Все рассмеялись тоже. Толстой попросил доктора Маковицкого принести недавно полученное письмо, которое и прочитал вслух. Вот что писали ему со дна народного океана:

«Нет, Лев Николаевич, никак не могу согласиться с Вами, что человеческие отношения исправятся одной любовью. Так говорить могут только люди хорошо воспитанные и всегда сытые. А что сказать человеку голодному с детства и всю жизнь страдавшему под игом тиранов? Он будет бороться с ними и стараться освободиться от рабства. И вот перед самой Вашей смертью говорю Вам, Лев Николаевич, что мир еще захлебнется в крови, что не раз будет бить и резать не только господ, не разбирая мужчин и женщин, но и детишек их, чтобы и от них ему не дождаться худа. Жалею, что Вы не доживете до того времени, чтобы убедиться в своей ошибке. Желаю Вам счастливой смерти…».

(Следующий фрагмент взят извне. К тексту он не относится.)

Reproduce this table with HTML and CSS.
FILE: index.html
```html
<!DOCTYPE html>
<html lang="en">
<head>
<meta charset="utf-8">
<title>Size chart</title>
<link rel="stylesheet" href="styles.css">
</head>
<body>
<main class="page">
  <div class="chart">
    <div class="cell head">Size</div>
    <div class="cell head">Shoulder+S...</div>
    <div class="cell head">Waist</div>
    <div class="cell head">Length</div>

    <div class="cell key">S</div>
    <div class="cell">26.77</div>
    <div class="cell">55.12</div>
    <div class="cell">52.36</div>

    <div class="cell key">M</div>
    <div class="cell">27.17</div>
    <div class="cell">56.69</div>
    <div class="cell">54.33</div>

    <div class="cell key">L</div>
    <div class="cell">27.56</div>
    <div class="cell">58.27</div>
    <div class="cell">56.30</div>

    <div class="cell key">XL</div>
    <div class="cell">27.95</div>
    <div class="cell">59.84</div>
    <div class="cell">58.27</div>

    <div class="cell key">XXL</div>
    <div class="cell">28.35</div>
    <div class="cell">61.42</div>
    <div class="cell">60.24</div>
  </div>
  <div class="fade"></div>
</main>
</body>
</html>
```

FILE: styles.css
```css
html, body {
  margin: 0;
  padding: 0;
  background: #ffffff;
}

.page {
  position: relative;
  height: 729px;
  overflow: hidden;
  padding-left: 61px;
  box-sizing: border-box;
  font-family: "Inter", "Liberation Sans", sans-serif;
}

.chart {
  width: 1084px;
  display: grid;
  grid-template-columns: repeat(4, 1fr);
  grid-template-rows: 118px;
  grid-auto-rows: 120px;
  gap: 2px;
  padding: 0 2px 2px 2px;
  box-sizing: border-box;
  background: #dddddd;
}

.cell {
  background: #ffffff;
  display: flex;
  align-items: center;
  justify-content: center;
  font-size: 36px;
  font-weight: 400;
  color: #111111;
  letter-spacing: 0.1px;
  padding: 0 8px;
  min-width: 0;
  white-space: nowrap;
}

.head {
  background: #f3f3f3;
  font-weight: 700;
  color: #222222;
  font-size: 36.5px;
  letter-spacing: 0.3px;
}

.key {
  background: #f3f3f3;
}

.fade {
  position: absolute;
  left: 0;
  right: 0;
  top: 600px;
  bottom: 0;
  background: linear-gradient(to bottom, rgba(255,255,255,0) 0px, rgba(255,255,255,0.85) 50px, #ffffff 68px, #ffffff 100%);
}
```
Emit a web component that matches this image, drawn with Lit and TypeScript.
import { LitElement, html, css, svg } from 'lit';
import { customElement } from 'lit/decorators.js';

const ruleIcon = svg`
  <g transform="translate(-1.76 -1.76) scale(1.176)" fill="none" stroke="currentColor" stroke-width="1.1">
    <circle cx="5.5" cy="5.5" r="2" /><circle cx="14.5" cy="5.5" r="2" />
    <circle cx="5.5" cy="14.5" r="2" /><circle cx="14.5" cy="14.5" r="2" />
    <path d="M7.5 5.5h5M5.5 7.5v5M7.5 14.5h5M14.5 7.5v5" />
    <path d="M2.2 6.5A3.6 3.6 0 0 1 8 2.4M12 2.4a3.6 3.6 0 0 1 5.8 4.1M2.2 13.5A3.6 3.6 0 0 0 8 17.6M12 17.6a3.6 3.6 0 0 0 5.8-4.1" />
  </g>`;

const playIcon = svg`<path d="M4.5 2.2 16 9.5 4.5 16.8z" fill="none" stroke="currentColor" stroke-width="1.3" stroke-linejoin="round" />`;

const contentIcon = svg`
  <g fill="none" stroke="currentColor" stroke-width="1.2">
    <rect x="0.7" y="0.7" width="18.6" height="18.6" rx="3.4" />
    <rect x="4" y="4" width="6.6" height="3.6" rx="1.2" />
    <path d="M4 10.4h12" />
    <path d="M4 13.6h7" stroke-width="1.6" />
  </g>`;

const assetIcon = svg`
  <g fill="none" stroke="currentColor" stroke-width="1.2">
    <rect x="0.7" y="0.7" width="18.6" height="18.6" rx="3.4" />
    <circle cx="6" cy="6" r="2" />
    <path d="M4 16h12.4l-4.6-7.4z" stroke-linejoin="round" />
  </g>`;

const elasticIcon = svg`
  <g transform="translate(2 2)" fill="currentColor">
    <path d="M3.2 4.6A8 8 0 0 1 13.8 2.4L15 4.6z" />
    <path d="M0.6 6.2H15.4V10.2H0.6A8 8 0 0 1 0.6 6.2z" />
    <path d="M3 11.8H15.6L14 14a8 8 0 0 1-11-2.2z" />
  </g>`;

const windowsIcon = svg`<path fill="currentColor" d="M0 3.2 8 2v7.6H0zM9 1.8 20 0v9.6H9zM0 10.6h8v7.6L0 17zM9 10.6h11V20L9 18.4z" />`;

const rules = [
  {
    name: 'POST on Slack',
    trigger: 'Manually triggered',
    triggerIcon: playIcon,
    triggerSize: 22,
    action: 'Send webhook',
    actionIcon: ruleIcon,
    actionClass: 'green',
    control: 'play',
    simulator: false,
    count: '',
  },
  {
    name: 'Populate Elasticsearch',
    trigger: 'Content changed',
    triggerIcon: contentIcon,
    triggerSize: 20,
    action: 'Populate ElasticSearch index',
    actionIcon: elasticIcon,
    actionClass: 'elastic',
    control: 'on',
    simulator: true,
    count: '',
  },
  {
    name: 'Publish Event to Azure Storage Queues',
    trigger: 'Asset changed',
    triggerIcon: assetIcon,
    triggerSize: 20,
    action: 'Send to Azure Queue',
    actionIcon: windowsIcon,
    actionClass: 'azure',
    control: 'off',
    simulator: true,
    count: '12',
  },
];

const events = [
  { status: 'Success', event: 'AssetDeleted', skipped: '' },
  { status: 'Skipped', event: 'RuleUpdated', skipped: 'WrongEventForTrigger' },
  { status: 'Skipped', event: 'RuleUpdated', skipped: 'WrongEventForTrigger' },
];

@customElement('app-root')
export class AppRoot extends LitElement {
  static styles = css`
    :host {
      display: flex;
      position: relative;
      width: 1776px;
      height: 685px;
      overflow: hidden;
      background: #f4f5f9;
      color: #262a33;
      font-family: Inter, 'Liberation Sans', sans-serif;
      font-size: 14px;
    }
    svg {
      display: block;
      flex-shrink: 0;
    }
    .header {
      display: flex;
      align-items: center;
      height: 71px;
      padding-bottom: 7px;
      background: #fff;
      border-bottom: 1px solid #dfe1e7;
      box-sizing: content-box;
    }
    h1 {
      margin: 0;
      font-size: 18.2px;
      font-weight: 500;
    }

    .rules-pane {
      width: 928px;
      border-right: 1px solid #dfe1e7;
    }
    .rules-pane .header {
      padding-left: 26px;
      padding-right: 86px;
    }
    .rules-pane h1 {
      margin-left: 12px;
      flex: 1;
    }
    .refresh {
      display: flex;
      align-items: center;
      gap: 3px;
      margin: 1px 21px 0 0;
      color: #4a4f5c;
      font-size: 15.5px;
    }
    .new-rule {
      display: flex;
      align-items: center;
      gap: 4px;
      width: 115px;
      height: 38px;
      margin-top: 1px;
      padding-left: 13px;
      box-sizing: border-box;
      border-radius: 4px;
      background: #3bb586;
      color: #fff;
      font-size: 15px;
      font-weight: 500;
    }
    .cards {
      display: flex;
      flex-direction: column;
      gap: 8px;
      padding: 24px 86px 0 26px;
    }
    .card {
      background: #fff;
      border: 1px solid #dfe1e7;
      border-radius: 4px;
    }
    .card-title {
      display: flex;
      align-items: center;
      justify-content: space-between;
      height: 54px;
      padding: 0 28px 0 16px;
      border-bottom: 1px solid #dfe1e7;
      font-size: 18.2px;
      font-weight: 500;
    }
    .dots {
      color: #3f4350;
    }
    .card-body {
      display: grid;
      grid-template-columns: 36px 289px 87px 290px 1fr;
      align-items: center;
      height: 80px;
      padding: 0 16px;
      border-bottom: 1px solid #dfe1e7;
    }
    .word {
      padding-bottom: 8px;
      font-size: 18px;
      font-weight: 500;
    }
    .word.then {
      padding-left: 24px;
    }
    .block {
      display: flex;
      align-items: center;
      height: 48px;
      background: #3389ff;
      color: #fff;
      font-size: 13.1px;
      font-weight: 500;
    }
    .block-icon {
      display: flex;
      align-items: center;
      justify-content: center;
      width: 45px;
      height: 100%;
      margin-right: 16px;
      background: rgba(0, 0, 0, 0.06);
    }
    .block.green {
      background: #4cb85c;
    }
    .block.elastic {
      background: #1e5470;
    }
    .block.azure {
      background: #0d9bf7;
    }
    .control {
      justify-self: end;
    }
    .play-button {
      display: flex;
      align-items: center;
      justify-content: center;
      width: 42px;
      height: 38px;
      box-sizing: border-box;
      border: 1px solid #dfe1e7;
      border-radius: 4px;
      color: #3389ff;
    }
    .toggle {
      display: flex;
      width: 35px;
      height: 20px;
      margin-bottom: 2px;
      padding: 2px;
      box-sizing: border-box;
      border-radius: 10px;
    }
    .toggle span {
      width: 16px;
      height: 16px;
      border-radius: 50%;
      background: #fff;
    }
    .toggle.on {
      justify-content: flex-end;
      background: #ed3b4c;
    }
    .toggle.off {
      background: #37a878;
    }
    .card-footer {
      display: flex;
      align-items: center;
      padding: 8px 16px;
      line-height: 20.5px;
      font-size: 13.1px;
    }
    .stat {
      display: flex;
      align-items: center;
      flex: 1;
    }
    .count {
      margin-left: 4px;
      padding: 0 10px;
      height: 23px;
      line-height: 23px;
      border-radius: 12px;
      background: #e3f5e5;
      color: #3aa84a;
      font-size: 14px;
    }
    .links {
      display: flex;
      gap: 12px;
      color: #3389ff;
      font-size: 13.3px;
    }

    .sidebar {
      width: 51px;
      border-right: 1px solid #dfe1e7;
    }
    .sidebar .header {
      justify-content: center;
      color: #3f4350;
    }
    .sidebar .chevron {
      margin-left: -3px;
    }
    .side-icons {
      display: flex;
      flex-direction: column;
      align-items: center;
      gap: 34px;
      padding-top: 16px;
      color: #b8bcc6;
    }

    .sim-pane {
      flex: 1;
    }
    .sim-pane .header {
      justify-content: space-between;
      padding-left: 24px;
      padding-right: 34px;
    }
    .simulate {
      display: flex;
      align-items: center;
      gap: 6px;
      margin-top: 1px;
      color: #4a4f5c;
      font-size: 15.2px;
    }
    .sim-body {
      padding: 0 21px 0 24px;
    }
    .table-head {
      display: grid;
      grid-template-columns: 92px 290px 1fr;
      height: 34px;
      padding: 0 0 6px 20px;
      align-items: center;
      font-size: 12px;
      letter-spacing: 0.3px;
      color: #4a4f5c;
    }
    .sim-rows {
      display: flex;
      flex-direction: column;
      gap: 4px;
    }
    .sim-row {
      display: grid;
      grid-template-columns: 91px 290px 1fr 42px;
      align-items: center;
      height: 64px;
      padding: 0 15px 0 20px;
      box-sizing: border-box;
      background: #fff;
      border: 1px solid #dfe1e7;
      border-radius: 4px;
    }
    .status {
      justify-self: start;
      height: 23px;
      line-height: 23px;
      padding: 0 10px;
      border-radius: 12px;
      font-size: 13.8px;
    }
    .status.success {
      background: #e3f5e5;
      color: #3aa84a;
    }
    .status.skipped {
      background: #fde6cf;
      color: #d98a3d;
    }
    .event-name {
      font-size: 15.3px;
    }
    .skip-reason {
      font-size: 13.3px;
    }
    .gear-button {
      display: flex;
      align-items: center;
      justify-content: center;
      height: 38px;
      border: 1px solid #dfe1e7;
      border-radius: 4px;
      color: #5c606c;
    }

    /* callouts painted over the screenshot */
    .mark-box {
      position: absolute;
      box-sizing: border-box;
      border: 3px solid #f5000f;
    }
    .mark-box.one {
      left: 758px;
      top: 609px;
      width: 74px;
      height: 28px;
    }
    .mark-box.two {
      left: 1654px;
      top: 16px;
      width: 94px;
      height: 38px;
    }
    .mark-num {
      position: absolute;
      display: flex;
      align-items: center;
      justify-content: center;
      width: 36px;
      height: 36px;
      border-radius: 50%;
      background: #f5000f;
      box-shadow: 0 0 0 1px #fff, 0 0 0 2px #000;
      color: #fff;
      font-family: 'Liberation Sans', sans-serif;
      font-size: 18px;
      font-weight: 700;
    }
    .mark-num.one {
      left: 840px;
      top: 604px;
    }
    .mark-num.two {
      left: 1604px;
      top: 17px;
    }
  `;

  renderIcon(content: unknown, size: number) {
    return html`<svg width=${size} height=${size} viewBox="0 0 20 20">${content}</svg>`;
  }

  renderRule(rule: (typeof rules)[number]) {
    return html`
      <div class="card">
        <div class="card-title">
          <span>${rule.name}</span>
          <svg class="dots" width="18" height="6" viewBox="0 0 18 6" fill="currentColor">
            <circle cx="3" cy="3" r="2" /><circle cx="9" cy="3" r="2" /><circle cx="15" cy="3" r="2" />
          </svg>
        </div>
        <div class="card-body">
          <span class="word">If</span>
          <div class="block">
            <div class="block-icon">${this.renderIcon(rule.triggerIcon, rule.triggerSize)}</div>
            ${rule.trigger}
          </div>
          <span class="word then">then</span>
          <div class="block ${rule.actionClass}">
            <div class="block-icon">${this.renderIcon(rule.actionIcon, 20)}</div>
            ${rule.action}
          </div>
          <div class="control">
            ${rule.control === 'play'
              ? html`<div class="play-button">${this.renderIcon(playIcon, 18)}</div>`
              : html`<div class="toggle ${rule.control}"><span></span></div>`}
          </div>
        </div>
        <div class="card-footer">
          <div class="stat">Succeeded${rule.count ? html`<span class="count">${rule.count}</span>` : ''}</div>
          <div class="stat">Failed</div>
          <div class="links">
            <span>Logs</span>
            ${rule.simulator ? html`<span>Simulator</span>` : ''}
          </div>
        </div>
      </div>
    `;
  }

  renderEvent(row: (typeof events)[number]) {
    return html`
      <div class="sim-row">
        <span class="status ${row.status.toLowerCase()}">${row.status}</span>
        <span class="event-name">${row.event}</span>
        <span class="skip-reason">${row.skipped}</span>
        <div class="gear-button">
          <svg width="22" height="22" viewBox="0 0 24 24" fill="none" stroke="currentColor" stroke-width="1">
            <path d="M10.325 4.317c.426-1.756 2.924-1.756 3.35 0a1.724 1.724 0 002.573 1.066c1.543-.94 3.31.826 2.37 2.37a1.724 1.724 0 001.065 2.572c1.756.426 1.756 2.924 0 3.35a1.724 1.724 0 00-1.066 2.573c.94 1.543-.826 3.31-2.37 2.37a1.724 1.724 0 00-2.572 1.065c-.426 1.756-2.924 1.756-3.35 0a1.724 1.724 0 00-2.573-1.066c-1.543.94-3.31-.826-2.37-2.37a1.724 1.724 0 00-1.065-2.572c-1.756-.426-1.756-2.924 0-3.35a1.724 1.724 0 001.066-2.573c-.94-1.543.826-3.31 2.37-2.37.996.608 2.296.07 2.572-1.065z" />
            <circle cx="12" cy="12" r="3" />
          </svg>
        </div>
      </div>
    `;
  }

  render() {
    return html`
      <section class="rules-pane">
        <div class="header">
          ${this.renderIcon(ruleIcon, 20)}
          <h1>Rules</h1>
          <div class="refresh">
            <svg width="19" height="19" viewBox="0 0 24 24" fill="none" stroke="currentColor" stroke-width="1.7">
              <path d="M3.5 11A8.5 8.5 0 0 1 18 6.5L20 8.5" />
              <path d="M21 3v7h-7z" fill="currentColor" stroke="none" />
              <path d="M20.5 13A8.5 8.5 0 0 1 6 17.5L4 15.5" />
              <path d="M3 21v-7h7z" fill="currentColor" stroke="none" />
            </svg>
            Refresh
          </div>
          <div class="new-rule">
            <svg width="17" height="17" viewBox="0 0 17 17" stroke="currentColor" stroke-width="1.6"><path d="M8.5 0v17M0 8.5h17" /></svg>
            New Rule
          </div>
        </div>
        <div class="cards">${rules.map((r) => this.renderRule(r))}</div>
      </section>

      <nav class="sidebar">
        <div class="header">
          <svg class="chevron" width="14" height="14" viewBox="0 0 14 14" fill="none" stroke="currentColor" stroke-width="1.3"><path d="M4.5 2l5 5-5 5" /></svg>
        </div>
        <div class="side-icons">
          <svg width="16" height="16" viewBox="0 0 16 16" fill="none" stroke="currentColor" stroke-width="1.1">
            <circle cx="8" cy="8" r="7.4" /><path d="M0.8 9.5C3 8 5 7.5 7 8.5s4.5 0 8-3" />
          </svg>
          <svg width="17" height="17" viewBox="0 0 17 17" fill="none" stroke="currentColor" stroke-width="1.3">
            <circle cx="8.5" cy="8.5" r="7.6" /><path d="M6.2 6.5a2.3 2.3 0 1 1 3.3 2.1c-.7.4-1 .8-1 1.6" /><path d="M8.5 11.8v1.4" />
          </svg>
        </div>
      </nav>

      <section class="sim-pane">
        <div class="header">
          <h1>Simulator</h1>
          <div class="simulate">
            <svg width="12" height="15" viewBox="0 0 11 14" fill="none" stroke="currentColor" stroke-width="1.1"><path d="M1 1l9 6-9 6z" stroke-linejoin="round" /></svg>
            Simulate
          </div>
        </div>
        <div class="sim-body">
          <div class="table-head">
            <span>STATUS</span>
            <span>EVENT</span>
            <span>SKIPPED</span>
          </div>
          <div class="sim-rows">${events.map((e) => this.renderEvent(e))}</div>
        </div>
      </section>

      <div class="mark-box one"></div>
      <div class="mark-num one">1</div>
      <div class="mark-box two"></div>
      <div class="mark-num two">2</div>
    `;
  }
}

Письмо произвело на всех очень сильное впечатление — на минуту. Потом опять начинают свое.

И он записывает у себя:

«Не обедал. Мучительная тоска от сознания мерзости своей жизни среди работающих для того, чтобы еле-еле избавиться от голодной холодной смерти, избавить себя и семью. Вчера жрут 15 человек блины, человек пять-шесть семейных людей бегают, еле поспевая готовить, разносить жранье. Мучительно стыдно, ужасно. Вчера проехал мимо бьющих камень — точно меня сквозь строй прогнали. Да, тяжела, мучительна нужда и зависть, и зло на богатых, но не знаю, не мучительнее ли стыд моей жизни».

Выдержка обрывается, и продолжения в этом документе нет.